Continuing with the next part of rte_pktmbuf_prefree_seg()'s block:
if (RTE_MBUF_HAS_EXTBUF(m) &&
RTE_MBUF_HAS_PINNED_EXTBUF(m) &&
__rte_pktmbuf_pinned_extbuf_decref(m))
return NULL;
Continuing with the next part of the block in rte_pktmbuf_prefree_seg():
/**
* @internal Handle the packet mbufs with attached pinned external buffer
* on the mbuf freeing:
*
* - return zero if reference counter in shinfo is one.
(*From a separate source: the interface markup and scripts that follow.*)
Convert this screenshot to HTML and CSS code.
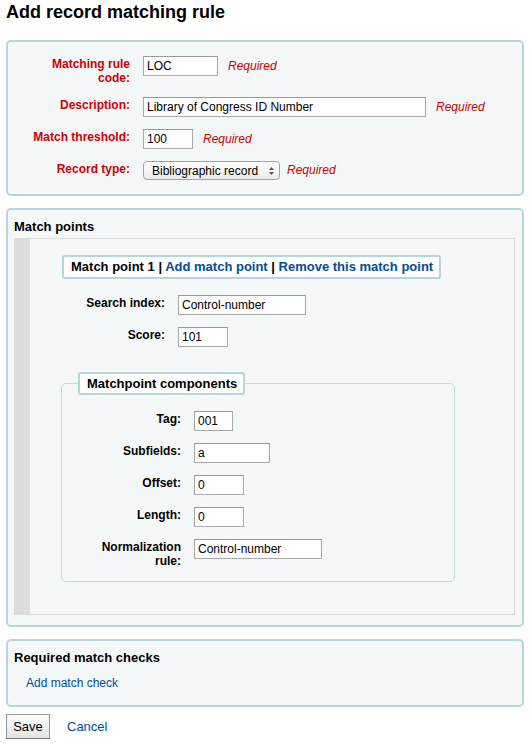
FILE: index.html
```html
<!DOCTYPE html>
<html>
<head>
<meta charset="utf-8">
<title>Add record matching rule</title>
<link rel="stylesheet" href="styles.css">
</head>
<body>
<h1 class="page-title">Add record matching rule</h1>

<div class="panel panel-rule">
  <ol class="rows rows-rule">
    <li class="row"><label class="lbl lbl-req">Matching rule code:</label><input class="inp w-code" type="text" value="LOC"><span class="required">Required</span></li>
    <li class="row"><label class="lbl lbl-req">Description:</label><input class="inp w-desc" type="text" value="Library of Congress ID Number"><span class="required">Required</span></li>
    <li class="row"><label class="lbl lbl-req">Match threshold:</label><input class="inp w-num" type="text" value="100"><span class="required">Required</span></li>
    <li class="row"><label class="lbl lbl-req">Record type:</label><span class="select"><span>Bibliographic record</span><svg class="select-arrows" width="5" height="8" viewBox="0 0 5 8"><polygon points="0,3 2.5,0 5,3" fill="#555"/><polygon points="0,5 2.5,8 5,5" fill="#555"/></svg></span><span class="required req-select">Required</span></li>
  </ol>
</div>

<div class="panel panel-points">
  <h3 class="panel-title">Match points</h3>
  <div class="mp-box">
    <div class="mp-heading">Match point 1 | <a href="#" class="link">Add match point</a> | <a href="#" class="link">Remove this match point</a></div>
    <ol class="rows rows-mp">
      <li class="row"><label class="lbl">Search index:</label><input class="inp w-index" type="text" value="Control-number"></li>
      <li class="row"><label class="lbl">Score:</label><input class="inp w-num" type="text" value="101"></li>
    </ol>
    <fieldset class="components">
      <legend class="comp-legend">Matchpoint components</legend>
      <ol class="rows rows-comp">
        <li class="row"><label class="lbl">Tag:</label><input class="inp w-tag" type="text" value="001"></li>
        <li class="row"><label class="lbl">Subfields:</label><input class="inp w-sub" type="text" value="a"></li>
        <li class="row"><label class="lbl">Offset:</label><input class="inp w-num" type="text" value="0"></li>
        <li class="row"><label class="lbl">Length:</label><input class="inp w-num" type="text" value="0"></li>
        <li class="row"><label class="lbl">Normalization rule:</label><input class="inp w-index" type="text" value="Control-number"></li>
      </ol>
    </fieldset>
  </div>
</div>

<div class="panel panel-checks">
  <h3 class="panel-title">Required match checks</h3>
  <a href="#" class="link add-check">Add match check</a>
</div>

<div class="actions">
  <button class="btn" type="button">Save</button>
  <a href="#" class="link cancel">Cancel</a>
</div>
</body>
</html>
```

FILE: styles.css
```css
* { box-sizing: border-box; }

body {
  margin: 0;
  padding: 1px 8px 0 6px;
  font-family: "Liberation Sans", Arial, sans-serif;
  font-size: 12px;
  color: #000;
  background: #fff;
}

.page-title {
  margin: 0 0 17px;
  font-size: 18px;
  line-height: 22px;
  font-weight: bold;
}

.panel {
  border: 2px solid #b6d7da;
  border-radius: 5px;
  background: #f4f8f9;
  margin: 0 0 12px;
}

.panel-rule { padding: 14px 0 2px 20px; }
.panel-points { padding: 9px 7px 10px 6px; }
.panel-checks { padding: 9px 0 14px 6px; margin-bottom: 7px; }

.panel-title {
  margin: 0;
  font-size: 13px;
  line-height: 16px;
  font-weight: bold;
}

.rows { list-style: none; margin: 0; padding: 0; }

.row {
  display: flex;
  align-items: flex-start;
  margin: 0 0 12px;
}

.lbl {
  width: 95px;
  flex: none;
  text-align: right;
  font-weight: bold;
  font-size: 12px;
  line-height: 14px;
  padding-top: 1px;
  margin-right: 13px;
}

.rows-rule .lbl { width: 102px; }

.lbl-req { color: #cc0000; }

.inp {
  height: 20px;
  border: 1px solid #a9a9a9;
  border-top-color: #999;
  background: #fff;
  font-family: "Liberation Sans", Arial, sans-serif;
  font-size: 12px;
  color: #000;
  padding: 0 3px;
  margin: 0;
  flex: none;
}

.w-code { width: 75px; }
.w-desc { width: 283px; }
.w-num { width: 50px; }
.w-index { width: 128px; }
.w-tag { width: 39px; }
.w-sub { width: 76px; }

.required {
  color: #cc0000;
  font-style: italic;
  font-size: 12px;
  line-height: 20px;
  margin-left: 10px;
}

.req-select { margin-left: 7px; line-height: 19px; }

.select {
  display: flex;
  align-items: center;
  justify-content: space-between;
  width: 137px;
  height: 19px;
  padding: 0 5px 0 8px;
  border: 1px solid #a3a3a3;
  border-radius: 4px;
  background: linear-gradient(#ffffff, #ebebeb);
  font-size: 12px;
  flex: none;
}

.select-arrows { display: block; }

.mp-box {
  margin-top: 3px;
  border: 1px solid #dadada;
  border-left: 16px solid #dcdcdc;
  padding: 16px 0 0;
}

.mp-heading {
  display: inline-block;
  margin-left: 32px;
  margin-bottom: 16px;
  padding: 0 6px 0 7px;
  border: 2px solid #b6d7da;
  border-radius: 3px;
  background: #fff;
  font-size: 13px;
  font-weight: bold;
  line-height: 20px;
}

.rows-mp { padding-left: 40px; }

.link { color: #004d99; text-decoration: none; }

.components {
  width: 394px;
  margin: 25px 0 32px 31px;
  padding: 16px 0 1px 16px;
  border: 1px solid #bcdcdf;
  border-radius: 5px;
  min-inline-size: 0;
}

.comp-legend {
  padding: 0 6px 0 7px;
  border: 2px solid #b6d7da;
  border-radius: 3px;
  background: #fff;
  font-size: 13px;
  font-weight: bold;
  line-height: 19px;
}

.rows-comp { padding-left: 8px; }

.add-check {
  display: block;
  margin: 10px 0 0 12px;
  font-size: 12px;
  line-height: 15px;
}

.actions {
  display: flex;
  align-items: center;
  gap: 17px;
}

.btn {
  width: 44px;
  height: 25px;
  padding: 0;
  border: 1px solid #9a9a9a;
  border-bottom-color: #777;
  border-radius: 0;
  background: linear-gradient(#ffffff, #e3e3e3);
  font-family: "Liberation Sans", Arial, sans-serif;
  font-size: 13px;
  color: #000;
}

.cancel { font-size: 13px; }
```
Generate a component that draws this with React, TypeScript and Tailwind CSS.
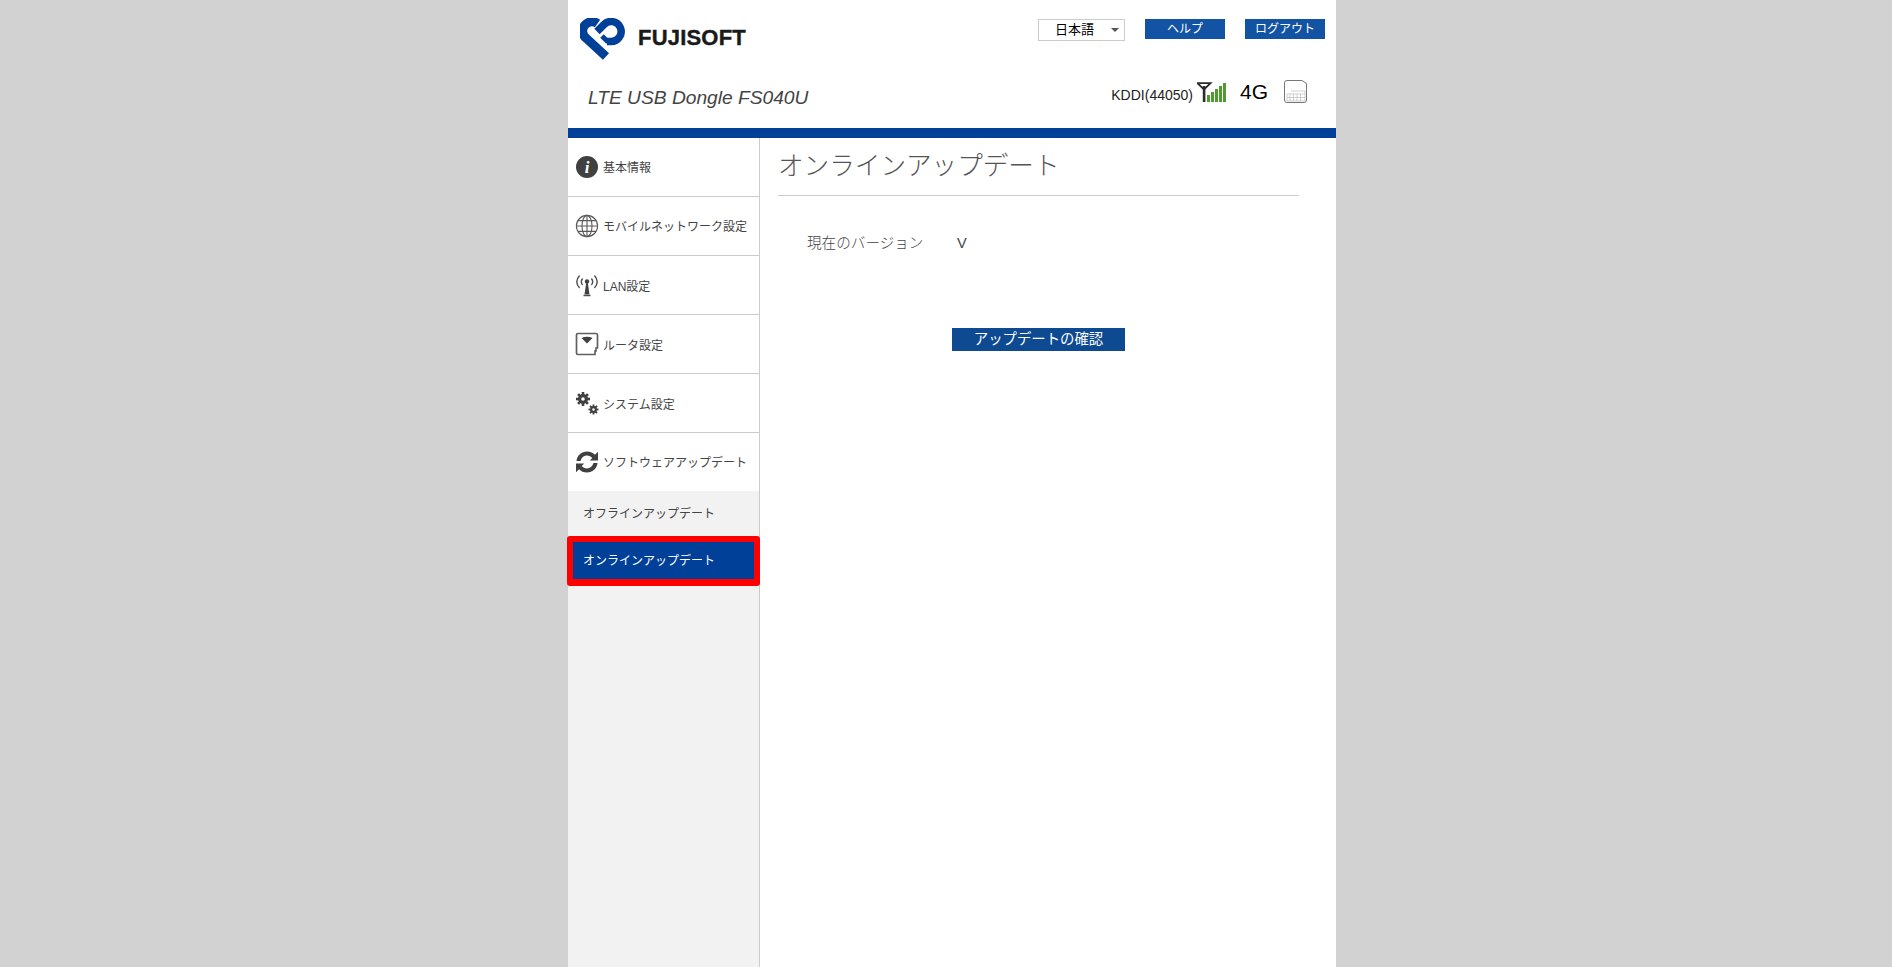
const JP = "font-['Liberation_Sans','Noto_Sans_CJK_JP',sans-serif]";

function Logo() {
  return (
    <svg width="46" height="44" viewBox="0 0 46 44" className="shrink-0" fill="none" stroke="#004098">
      <path d="M17.5 5.5 A9.3 9.3 0 0 0 6.5 20.5 L26 38.5" strokeWidth="9" />
      <path d="M27 23.5 L31 23.5 A10 10 0 1 0 24 6.5 L17 13.5" strokeWidth="7.5" />
      <path d="M22 18 L28 24" strokeWidth="5" />
    </svg>
  );
}

function InfoIcon() {
  return (
    <svg width="24" height="24" viewBox="0 0 24 24">
      <circle cx="12" cy="12" r="11" fill="#404040" />
      <text x="12" y="18" textAnchor="middle" fill="#fff" fontSize="17" fontStyle="italic" fontWeight="700" fontFamily="Liberation Serif, serif">i</text>
    </svg>
  );
}

function GlobeIcon() {
  return (
    <svg width="24" height="24" viewBox="0 0 24 24" fill="none" stroke="#5a5a5a" strokeWidth="1.1">
      <circle cx="12" cy="12" r="10.6" />
      <ellipse cx="12" cy="12" rx="5" ry="10.6" />
      <path d="M12 1.4V22.6M1.4 12H22.6M3 6.6H21M3 17.4H21" />
    </svg>
  );
}

function AntennaIcon() {
  return (
    <svg width="24" height="24" viewBox="0 0 24 24" fill="none" stroke="#505050" strokeWidth="1.4">
      <circle cx="12" cy="8.5" r="2.2" fill="#404040" stroke="none" />
      <path d="M11.2 10 L9.5 21.5 H14.5 L12.8 10 Z" fill="#404040" stroke="none" />
      <path d="M8.5 22.5 H15.5" strokeWidth="1.5" />
      <path d="M7.6 5.5 C6 7.5 6 10 7.6 12M16.4 5.5 C18 7.5 18 10 16.4 12" />
      <path d="M4.6 2.5 C1 6.5 1 11 4.6 15M19.4 2.5 C23 6.5 23 11 19.4 15" />
    </svg>
  );
}

function RouterIcon() {
  return (
    <svg width="24" height="24" viewBox="0 0 24 24" fill="none">
      <path d="M3 1.5 H21 Q22.5 1.5 22.5 3 V16 H21 V19 H20 V22.5 H3 Q1.5 22.5 1.5 21 V3 Q1.5 1.5 3 1.5 Z" stroke="#606060" strokeWidth="1.7" fill="#fff" />
      <path d="M6.5 6 Q12 3.5 17.5 6 L12 11.5 Z" fill="#404040" />
    </svg>
  );
}

function GearsIcon() {
  const teeth = (cx: number, cy: number, r: number, w: number, n: number) =>
    Array.from({ length: n }, (_, i) => (
      <rect key={i} x={cx - w / 2} y={cy - r} width={w} height={r * 2} fill="#404040" transform={`rotate(${(i * 180) / n} ${cx} ${cy})`} />
    ));
  return (
    <svg width="24" height="24" viewBox="0 0 24 24">
      {teeth(8, 8, 7, 2.6, 4)}
      <circle cx="8" cy="8" r="5" fill="#404040" />
      <circle cx="8" cy="8" r="1.8" fill="#fff" />
      {teeth(18.5, 18.5, 5, 1.8, 4)}
      <circle cx="18.5" cy="18.5" r="3.4" fill="#404040" />
      <circle cx="18.5" cy="18.5" r="1.2" fill="#fff" />
    </svg>
  );
}

function RefreshIcon() {
  return (
    <svg width="24" height="24" viewBox="0 0 24 24" fill="#404040">
      <path d="M1.5 11 C2 5.5 6.5 1.5 12 1.5 C15.5 1.5 18 2.8 20 4.8 L23 1.8 V10.5 H14.8 L17.3 8 C16 6.6 14.2 5.6 12 5.6 C9 5.6 6.4 7.8 5.6 11 Z" />
      <path d="M22.5 13 C22 18.5 17.5 22.5 12 22.5 C8.5 22.5 6 21.2 4 19.2 L1 22.2 V13.5 H9.2 L6.7 16 C8 17.4 9.8 18.4 12 18.4 C15 18.4 17.6 16.2 18.4 13 Z" />
    </svg>
  );
}

function SignalIcon() {
  const bars = [[10, 7], [14, 10], [18, 13], [22, 16], [26, 19]];
  return (
    <svg width="29" height="20" viewBox="0 0 29 20" className="block">
      <path d="M0.5 1.2 H13.5 L7 7.5 Z" stroke="#2b2b2b" strokeWidth="1.8" fill="none" />
      <rect x="5.8" y="4" width="2.6" height="16" fill="#2b2b2b" />
      {bars.map(([x, h]) => (
        <rect key={x} x={x} y={20 - h} width="3" height={h} fill="#4c9c2e" />
      ))}
    </svg>
  );
}

function SimIcon() {
  return (
    <svg width="23" height="23" viewBox="0 0 23 23" fill="none" className="block">
      <path d="M3 0.5 H18 L22.5 3.5 V20 Q22.5 22.5 20 22.5 H3 Q0.5 22.5 0.5 20 V3 Q0.5 0.5 3 0.5 Z" stroke="#777" strokeWidth="1" />
      <path d="M3 14 H21 V21 H3 Z M6 14 V21 M9.5 14 V21 M13 14 V21 M16.5 14 V21 M3 17.5 H21 M7 11 H21 V14" stroke="#bbb" strokeWidth="0.7" />
    </svg>
  );
}

const items = [
  { icon: <InfoIcon />, label: "基本情報", cls: "pt-[2px]" },
  { icon: <GlobeIcon />, label: "モバイルネットワーク設定", cls: "pt-[2px]" },
  { icon: <AntennaIcon />, label: "LAN設定", cls: "pt-[4px]" },
  { icon: <RouterIcon />, label: "ルータ設定", cls: "pt-[4px]" },
  { icon: <GearsIcon />, label: "システム設定", cls: "pt-[4px]" },
];

export default function App() {
  return (
    <div className={`${JP} h-[967px] overflow-hidden bg-[#d2d2d2] flex justify-center pl-[12px] text-[#444]`}>
      <div className="w-[768px] bg-white flex flex-col">
        <header className="h-[128px] flex justify-between">
          <div className="flex flex-col pl-[12px]">
            <div className="flex items-center h-[44px] mt-[18px] gap-[12px]">
              <Logo />
              <span className="text-[22px] font-bold text-[#1a1a1a] tracking-[0.2px] leading-none mb-[4px] [-webkit-text-stroke:0.4px_#1a1a1a]">FUJISOFT</span>
            </div>
            <div className="italic text-[19.2px] leading-[22px] pl-[8px] mt-[25px] text-[#444]">LTE USB Dongle FS040U</div>
          </div>
          <div className="flex flex-col items-end pr-[11px]">
            <div className="flex items-start gap-[20px] pt-[19px]">
              <div className="w-[87px] h-[22px] border border-[#ccc] text-[13px] text-black flex items-center justify-between pl-[16px] pr-[5px]">
                <span>日本語</span>
                <span className="w-0 h-0 border-x-[4px] border-x-transparent border-t-[4px] border-t-[#555]"></span>
              </div>
              <div className="w-[80px] h-[20px] bg-[#1353a3] text-white text-[12px] flex items-center justify-center">ヘルプ</div>
              <div className="w-[80px] h-[20px] bg-[#1353a3] text-white text-[12px] flex items-center justify-center">ログアウト</div>
            </div>
            <div className="flex items-start mt-[39px] pr-[18px] text-black">
              <span className="text-[14px] leading-[18px] text-[#222] mt-[6px]">KDDI(44050)</span>
              <span className="ml-[4px] mt-[2px]"><SignalIcon /></span>
              <span className="text-[21px] leading-[24px] ml-[14px]">4G</span>
              <span className="ml-[16px]"><SimIcon /></span>
            </div>
          </div>
        </header>
        <div className="h-[10px] bg-[#004098]"></div>
        <div className="flex flex-1">
          <nav className="w-[192px] shrink-0 bg-[#f2f2f2] border-r border-[#ccc] flex flex-col">
            {items.map((it) => (
              <div key={it.label} className="h-[59px] bg-white border-b border-[#ccc] flex items-center pl-[7px] gap-[4px] text-[12px]">
                {it.icon}
                <span className={it.cls}>{it.label}</span>
              </div>
            ))}
            <div className="h-[58px] bg-white flex items-center pl-[7px] gap-[4px] text-[12px]">
              <RefreshIcon />
              <span className="pt-[2px]">ソフトウェアアップデート</span>
            </div>
            <div className="h-[45px] flex items-center pl-[15px] text-[12px]">オフラインアップデート</div>
            <div className="relative -ml-[1px] -mr-[1px] h-[50px] border-[6px] border-b-[7px] border-[#ff0000] rounded-[3px] bg-[#004098] text-white text-[12px] flex items-center pl-[10px]">オンラインアップデート</div>
          </nav>
          <main className="flex-1 pl-[18px]">
            <div className="w-[521px] h-[58px] border-b border-[#ccc] text-[25.6px] font-light leading-[36px] pt-[10px] text-[#555]">オンラインアップデート</div>
            <div className="flex pl-[29px] mt-[37px] text-[14.6px] leading-[20px] font-light text-[#444]">
              <span className="w-[150px]">現在のバージョン</span>
              <span>V</span>
            </div>
            <div className="w-[173px] h-[23px] ml-[174px] mt-[75px] bg-[#0e4a92] text-white text-[14.4px] flex items-center justify-center">アップデートの確認</div>
          </main>
        </div>
      </div>
    </div>
  );
}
It means there is
* no more reference to this pinned buffer and mbuf can be returned to
* the pool
*
* - otherwise (if reference counter is not one), decrement reference
* counter and return non-zero value to prevent freeing the backing mbuf.
*
* Returns non zero if mbuf should not be freed.
*/
static inline int __rte_pktmbuf_pinned_extbuf_decref(struct rte_mbuf *m)
{
struct rte_mbuf_ext_shared_info *shinfo;
/* Clear flags, mbuf is being freed. */
m->ol_flags = RTE_MBUF_F_EXTERNAL;
shinfo = m->shinfo;
/* Optimize for performance - do not dec/reinit */
if (likely(rte_mbuf_ext_refcnt_read(shinfo) == 1))
return 0;
/*
* Direct usage of add primitive to avoid
* duplication of comparing with one.
*/
if (likely(rte_atomic_fetch_add_explicit(&shinfo->refcnt, -1,
rte_memory_order_acq_rel) - 1))
return 1;
/* Reinitialize counter before mbuf freeing. */
rte_mbuf_ext_refcnt_set(shinfo, 1);
return 0;
}
Essentially, if the mbuf does use a pinned external buffer,
rte_pktmbuf_prefree_seg() only succeeds if that pinned external buffer is
only referred to by the mbuf.
REQUIREMENT 4: If the mbuf uses a pinned external buffer, the mbuf must
hold the only reference to that pinned external buffer, i.e. in that case,
'm->shinfo->refcnt' must be 1.
Please review.
If I'm not mistaken, the mbuf library is not a barrier for fast-freeing
segmented packet mbufs, and thus fast-free of jumbo frames is possible.
We need a driver developer to confirm that my suggested approach -
resetting the mbuf fields, incl. 'm->nb_segs' and 'm->next', when
preparing the Tx descriptor - is viable.